Yes, in the worst-case they are buffered in the _client_ processes'
memory. You can check the MQ API (length, send callback) for ways to
find out if your messages are piling up (or at least have left your
process), so you DO have a way to do proper flow control.

> I
> don't really know the internal of the MQ API and the manual doesn't
> really explain if there are some dark corners.  As for CADET, I didn't
> try yet but I assume it works the same way?

MQ semantics are always the same, be it the client or the CADET API.

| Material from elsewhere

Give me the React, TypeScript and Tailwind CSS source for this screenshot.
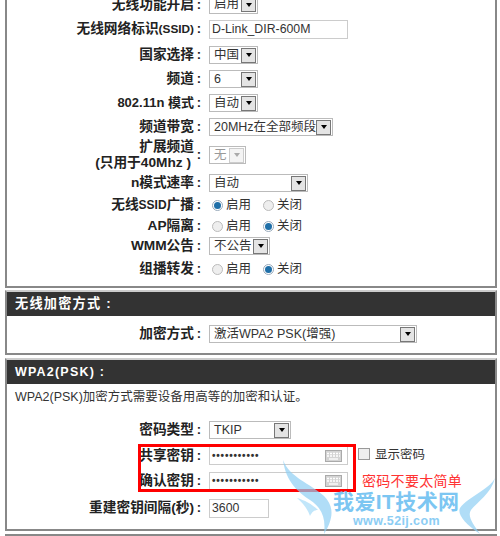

>> Segmentation is the answer.
> 
> In my client, I have something like this (this example is simplified):
> 
> void
> send_message(void *data) {
>      /* Frobnicate data and segment it */
>       
>      for (i=0; i<number_of_segments; ++i) {
>           GNUNET_MQ_send(mq, segments[i]);
>      }
> 
>      /* Maybe do something else like cleanup */
> }
> 
> while my service handles it like this (again, simplified):
> 
> void
> handle_message(void *cls, struct MyMessage *msg) {
>      struct Client *c = cls;
> 
>      LOG("received segment %d\n", ntohl(msg->segment));
> 
>      /* Maybe do something else with msg */
> 
>      GNUNET_SERVICE_client_continue(c->client);
> }

That's fine, if number_of_segments isn't so large that you run into RAM
trouble ;-).

> If I send a single message whose `segment' field is 0, the service
> correctly prints "received segment 0".  However, if I send three
> messages with `segment' equal to 2, 1 and 0 respectively, the service
> will print only "received segment 2" and nothing else.  I really can't
> see what the problem could be.

Are you re-using the same envelope? Did you check for memory corruption?
Is this just between your service and your client? Where is CADET here?